# Exercise instructions:
Scan the entries below and report only how many lines contain "TypeScript".

--- START OF Given data ---

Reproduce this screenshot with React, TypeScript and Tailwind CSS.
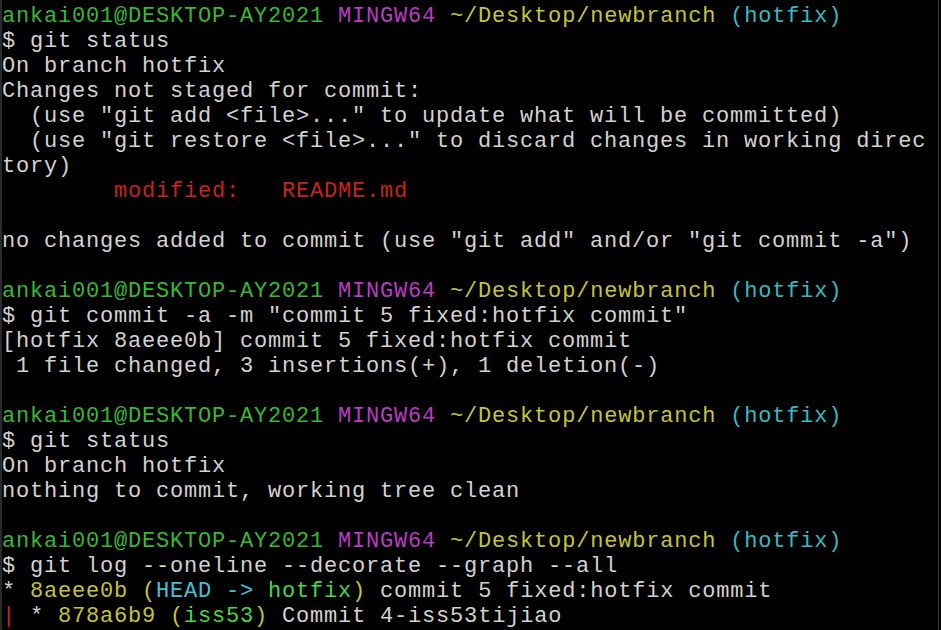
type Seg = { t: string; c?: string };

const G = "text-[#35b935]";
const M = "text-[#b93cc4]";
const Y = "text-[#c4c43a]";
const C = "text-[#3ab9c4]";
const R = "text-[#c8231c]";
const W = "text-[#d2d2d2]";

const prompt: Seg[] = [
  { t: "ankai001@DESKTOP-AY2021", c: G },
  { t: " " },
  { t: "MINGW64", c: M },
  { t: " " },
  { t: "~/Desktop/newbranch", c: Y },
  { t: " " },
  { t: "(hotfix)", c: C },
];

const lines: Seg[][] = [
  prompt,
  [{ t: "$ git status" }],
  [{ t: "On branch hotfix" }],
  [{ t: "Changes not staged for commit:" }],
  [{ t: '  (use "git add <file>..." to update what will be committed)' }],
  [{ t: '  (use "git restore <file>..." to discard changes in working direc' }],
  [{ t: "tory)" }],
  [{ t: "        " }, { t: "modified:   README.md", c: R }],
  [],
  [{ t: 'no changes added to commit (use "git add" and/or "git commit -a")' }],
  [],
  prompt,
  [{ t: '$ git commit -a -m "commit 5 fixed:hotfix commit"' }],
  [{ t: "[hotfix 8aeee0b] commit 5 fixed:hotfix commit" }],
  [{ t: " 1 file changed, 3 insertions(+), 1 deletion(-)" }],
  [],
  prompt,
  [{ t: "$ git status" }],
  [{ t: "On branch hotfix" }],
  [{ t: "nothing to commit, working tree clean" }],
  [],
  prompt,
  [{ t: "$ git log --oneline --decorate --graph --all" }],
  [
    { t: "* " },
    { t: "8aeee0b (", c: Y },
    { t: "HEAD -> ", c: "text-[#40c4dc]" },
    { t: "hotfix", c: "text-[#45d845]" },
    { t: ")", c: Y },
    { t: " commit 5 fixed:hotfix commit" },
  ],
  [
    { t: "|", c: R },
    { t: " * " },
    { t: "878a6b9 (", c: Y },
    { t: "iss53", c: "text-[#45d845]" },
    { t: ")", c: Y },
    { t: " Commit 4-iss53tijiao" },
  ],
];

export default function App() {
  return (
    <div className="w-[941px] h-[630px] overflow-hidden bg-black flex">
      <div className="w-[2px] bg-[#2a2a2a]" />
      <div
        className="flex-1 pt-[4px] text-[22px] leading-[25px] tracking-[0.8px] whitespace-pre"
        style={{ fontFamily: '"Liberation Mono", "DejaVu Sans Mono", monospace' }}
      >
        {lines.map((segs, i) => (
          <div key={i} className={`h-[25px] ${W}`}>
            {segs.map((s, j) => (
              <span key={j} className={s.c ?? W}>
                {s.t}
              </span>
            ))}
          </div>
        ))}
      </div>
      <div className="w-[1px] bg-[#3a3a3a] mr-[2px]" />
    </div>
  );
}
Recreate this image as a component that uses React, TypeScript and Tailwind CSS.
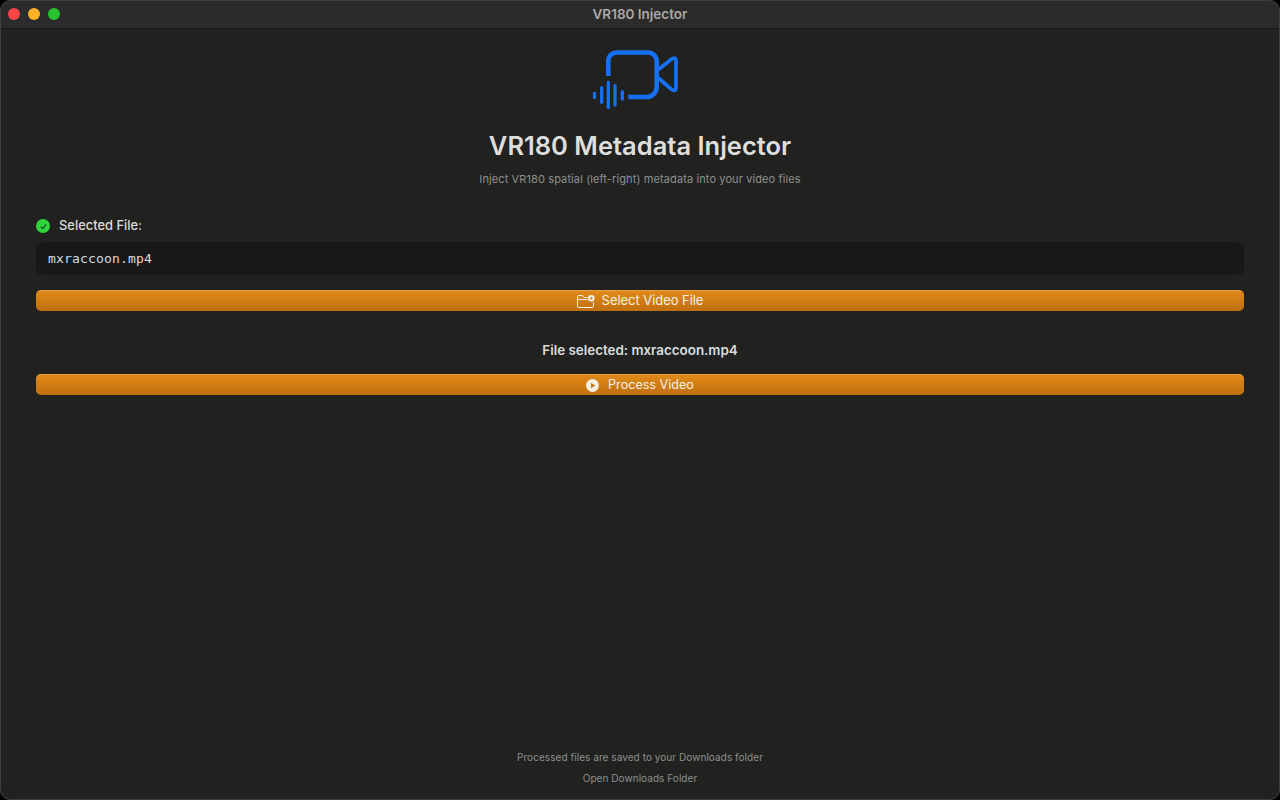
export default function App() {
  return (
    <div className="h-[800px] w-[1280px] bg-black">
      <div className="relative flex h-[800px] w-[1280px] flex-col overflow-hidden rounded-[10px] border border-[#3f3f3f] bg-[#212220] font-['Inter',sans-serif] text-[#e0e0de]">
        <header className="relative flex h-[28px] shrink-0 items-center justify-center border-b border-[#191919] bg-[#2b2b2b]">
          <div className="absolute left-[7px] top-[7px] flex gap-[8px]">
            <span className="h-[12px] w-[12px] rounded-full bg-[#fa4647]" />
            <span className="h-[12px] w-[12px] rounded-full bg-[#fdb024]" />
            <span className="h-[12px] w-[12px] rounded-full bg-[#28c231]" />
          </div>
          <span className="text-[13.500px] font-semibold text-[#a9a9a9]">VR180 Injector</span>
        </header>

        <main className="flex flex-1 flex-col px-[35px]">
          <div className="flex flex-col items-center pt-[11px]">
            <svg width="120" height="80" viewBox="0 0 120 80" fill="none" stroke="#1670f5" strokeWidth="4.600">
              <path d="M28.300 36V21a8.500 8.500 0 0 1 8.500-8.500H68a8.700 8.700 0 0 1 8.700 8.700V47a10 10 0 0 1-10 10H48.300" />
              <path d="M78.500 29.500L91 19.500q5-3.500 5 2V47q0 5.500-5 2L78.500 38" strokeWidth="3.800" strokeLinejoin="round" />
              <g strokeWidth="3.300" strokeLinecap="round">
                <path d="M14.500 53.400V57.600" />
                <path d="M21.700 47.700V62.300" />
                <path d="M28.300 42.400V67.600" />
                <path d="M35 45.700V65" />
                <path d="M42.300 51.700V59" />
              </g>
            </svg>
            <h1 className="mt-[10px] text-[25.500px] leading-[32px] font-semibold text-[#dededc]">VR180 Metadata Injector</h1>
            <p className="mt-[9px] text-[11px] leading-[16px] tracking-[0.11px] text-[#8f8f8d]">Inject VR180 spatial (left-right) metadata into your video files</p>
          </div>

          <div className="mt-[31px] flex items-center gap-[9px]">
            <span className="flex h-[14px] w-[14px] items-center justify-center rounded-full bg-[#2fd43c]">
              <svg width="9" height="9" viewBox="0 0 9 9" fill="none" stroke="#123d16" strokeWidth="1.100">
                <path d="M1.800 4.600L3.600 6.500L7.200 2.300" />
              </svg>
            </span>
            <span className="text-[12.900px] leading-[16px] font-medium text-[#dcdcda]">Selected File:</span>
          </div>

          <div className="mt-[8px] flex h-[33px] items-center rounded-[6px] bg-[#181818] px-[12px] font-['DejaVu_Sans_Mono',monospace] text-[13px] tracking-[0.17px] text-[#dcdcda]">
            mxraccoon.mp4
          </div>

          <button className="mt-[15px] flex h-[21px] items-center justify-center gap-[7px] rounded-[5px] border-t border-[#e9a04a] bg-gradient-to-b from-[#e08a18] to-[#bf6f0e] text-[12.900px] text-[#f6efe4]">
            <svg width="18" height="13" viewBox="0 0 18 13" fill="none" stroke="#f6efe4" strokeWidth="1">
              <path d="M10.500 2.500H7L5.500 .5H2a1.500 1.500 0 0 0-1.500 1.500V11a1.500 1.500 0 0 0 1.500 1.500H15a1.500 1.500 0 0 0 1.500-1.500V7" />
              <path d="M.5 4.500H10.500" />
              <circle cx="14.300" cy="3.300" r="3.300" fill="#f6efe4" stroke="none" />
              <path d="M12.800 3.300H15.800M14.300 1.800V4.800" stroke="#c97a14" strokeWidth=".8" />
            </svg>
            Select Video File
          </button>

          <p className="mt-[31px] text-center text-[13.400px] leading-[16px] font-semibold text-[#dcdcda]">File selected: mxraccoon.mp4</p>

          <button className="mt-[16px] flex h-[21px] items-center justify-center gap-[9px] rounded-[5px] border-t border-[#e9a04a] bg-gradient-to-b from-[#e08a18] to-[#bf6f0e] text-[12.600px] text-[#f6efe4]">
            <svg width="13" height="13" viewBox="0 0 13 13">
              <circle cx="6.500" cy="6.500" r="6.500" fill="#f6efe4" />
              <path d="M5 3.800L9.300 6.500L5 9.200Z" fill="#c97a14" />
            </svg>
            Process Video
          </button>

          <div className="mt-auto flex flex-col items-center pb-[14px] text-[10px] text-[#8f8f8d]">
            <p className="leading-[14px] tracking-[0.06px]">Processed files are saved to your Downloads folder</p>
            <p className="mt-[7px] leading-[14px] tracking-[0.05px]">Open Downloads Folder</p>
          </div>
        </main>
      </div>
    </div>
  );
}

--- END OF Given data ---

# The completed task:
2